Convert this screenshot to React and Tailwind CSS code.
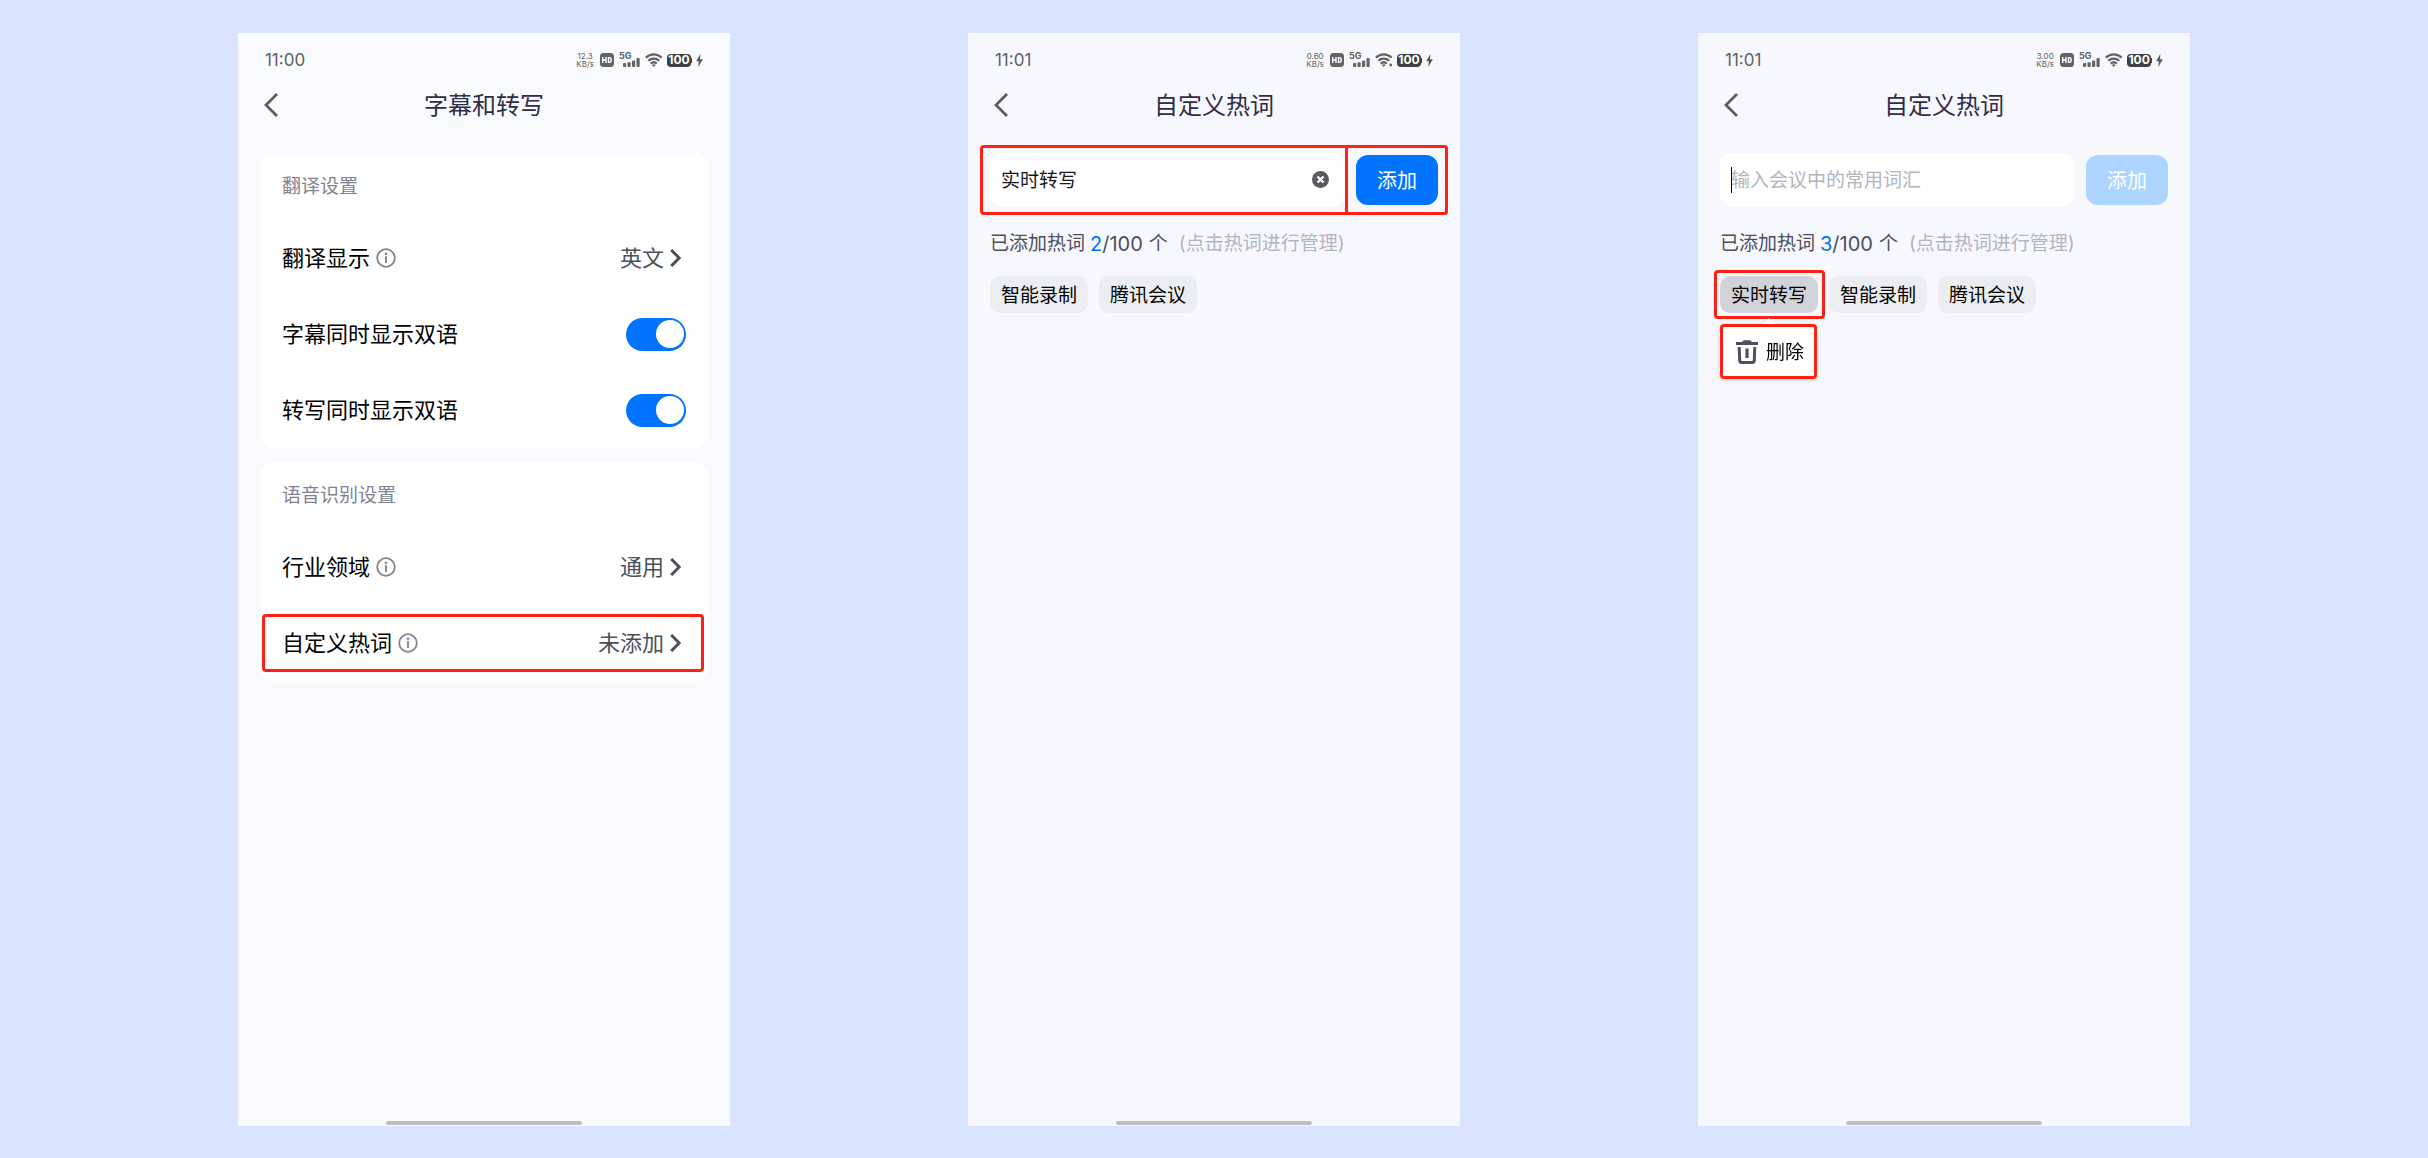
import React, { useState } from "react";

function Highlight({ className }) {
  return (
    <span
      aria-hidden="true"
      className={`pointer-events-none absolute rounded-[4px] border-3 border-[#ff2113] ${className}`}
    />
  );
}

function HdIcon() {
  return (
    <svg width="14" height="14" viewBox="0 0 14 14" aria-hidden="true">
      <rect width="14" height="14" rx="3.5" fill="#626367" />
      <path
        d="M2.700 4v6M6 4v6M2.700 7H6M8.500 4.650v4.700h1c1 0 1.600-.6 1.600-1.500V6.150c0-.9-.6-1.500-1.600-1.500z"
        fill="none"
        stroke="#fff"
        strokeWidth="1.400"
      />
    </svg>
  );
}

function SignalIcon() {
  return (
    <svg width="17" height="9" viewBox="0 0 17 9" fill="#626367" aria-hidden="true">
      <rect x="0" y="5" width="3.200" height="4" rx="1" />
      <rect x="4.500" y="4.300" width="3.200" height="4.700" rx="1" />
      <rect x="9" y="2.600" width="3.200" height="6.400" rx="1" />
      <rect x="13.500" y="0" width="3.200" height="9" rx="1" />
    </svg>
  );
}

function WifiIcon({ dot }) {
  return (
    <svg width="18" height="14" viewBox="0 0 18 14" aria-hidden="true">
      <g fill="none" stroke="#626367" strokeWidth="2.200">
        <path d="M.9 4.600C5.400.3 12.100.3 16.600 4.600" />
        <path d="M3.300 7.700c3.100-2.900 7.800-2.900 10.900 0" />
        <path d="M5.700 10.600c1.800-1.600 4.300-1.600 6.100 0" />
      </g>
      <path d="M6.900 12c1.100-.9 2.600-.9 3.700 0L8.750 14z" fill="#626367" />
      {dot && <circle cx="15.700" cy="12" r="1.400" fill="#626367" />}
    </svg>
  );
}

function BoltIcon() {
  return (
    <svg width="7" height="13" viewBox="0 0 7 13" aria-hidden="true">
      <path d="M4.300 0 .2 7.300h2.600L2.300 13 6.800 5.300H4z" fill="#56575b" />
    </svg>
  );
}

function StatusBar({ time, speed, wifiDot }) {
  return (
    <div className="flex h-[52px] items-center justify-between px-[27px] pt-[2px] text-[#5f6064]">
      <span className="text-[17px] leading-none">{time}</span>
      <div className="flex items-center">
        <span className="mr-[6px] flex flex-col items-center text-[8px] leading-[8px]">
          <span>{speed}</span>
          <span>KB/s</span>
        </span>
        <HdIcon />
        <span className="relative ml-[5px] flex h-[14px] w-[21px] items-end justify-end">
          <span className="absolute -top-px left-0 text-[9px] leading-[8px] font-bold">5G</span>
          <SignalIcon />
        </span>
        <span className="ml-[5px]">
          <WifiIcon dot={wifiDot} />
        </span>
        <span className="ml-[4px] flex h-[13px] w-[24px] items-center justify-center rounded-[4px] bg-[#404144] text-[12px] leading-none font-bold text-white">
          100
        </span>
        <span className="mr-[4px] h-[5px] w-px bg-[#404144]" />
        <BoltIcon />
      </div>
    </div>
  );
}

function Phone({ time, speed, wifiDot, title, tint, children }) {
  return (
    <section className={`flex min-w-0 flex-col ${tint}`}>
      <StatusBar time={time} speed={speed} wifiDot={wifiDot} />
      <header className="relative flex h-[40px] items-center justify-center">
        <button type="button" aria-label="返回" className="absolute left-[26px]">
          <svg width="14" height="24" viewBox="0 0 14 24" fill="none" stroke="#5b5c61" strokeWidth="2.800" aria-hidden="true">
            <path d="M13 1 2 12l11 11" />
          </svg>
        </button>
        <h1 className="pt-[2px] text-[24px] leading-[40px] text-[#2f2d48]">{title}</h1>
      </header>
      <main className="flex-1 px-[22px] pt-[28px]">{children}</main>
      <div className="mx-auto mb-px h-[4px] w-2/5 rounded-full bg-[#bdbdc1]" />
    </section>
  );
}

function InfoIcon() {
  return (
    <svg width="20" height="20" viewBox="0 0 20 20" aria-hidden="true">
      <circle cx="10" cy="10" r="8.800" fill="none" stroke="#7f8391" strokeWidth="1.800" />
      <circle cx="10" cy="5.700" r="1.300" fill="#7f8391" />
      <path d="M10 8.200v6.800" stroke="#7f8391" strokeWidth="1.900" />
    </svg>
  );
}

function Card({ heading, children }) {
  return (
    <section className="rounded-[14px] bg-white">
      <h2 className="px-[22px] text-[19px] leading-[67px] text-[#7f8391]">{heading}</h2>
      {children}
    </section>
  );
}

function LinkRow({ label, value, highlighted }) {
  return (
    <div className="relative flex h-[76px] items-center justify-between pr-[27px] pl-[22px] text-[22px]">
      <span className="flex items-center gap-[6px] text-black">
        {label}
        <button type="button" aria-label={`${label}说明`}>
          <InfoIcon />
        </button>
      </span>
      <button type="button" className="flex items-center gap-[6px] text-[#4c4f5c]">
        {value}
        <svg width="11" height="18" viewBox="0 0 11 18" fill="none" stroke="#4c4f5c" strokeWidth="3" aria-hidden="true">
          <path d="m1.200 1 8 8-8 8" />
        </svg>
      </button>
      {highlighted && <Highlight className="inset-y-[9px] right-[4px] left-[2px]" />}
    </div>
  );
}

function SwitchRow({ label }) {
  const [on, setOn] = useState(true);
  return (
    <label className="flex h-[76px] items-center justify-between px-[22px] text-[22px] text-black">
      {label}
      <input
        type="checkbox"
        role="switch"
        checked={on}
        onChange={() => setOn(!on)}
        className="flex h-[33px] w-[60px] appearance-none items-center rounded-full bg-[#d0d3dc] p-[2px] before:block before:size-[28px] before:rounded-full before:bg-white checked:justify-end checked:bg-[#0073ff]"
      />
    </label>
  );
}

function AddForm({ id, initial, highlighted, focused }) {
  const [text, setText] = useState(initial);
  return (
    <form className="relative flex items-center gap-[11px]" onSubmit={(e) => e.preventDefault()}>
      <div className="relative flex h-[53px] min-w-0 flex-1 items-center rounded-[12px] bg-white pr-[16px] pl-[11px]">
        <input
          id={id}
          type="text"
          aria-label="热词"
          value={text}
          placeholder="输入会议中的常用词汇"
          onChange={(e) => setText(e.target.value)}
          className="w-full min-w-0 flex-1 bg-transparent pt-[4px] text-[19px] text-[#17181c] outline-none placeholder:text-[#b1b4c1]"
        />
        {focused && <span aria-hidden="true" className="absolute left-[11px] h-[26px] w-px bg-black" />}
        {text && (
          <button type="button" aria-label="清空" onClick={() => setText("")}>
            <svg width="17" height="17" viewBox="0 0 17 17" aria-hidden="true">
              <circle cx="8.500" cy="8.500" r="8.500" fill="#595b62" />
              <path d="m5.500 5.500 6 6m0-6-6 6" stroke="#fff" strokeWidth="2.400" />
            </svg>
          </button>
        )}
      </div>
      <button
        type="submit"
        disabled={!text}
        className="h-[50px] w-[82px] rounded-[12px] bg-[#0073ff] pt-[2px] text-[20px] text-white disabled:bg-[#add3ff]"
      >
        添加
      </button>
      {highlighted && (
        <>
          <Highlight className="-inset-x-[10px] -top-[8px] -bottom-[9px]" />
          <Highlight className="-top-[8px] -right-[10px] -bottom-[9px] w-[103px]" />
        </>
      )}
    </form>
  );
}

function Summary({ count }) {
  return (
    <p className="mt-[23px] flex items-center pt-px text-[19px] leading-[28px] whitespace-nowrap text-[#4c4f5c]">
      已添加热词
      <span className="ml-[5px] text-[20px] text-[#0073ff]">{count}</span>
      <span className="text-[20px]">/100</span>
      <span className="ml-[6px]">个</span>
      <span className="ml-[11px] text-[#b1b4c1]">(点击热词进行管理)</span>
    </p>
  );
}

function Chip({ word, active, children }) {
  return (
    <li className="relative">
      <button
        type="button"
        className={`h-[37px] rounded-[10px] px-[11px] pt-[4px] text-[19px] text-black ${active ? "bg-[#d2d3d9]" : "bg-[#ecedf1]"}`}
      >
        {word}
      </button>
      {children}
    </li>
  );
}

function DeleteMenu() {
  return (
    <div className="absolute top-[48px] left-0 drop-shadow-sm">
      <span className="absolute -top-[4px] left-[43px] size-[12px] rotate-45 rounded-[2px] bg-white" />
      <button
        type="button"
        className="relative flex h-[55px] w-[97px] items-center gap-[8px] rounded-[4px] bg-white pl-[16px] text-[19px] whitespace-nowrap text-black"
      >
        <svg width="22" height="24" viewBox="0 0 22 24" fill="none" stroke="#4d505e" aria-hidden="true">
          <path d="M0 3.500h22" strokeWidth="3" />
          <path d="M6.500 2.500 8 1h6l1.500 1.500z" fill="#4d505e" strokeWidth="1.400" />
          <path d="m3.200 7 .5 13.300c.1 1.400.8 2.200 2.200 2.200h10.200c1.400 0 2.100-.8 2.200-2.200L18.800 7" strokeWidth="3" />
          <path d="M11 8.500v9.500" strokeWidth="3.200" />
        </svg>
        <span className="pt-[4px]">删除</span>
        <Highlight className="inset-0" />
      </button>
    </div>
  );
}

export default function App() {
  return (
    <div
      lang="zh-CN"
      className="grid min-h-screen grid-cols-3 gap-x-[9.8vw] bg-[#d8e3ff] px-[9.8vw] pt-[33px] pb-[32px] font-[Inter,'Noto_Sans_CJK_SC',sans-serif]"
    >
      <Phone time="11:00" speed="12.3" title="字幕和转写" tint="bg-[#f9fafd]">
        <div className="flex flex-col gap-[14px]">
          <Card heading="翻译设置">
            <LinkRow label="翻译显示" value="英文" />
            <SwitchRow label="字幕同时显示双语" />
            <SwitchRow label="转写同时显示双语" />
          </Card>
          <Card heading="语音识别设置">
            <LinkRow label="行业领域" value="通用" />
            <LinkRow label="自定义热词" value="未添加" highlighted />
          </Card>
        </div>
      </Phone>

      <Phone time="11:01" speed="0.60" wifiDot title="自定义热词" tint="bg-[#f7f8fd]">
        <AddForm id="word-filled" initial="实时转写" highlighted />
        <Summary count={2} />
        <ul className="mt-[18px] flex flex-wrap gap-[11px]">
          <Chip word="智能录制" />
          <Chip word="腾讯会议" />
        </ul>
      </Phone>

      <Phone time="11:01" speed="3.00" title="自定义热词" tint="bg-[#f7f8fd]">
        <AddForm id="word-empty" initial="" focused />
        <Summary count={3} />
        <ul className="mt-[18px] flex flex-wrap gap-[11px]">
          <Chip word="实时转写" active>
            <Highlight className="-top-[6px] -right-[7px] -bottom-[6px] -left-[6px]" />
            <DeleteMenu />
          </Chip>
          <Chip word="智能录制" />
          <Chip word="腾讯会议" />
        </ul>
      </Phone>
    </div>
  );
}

#####

Short problem → Which lines of the data above contain "React"? Copy each one.

Solution to the problem →
Convert this screenshot to React and Tailwind CSS code.
import React, { useState } from "react";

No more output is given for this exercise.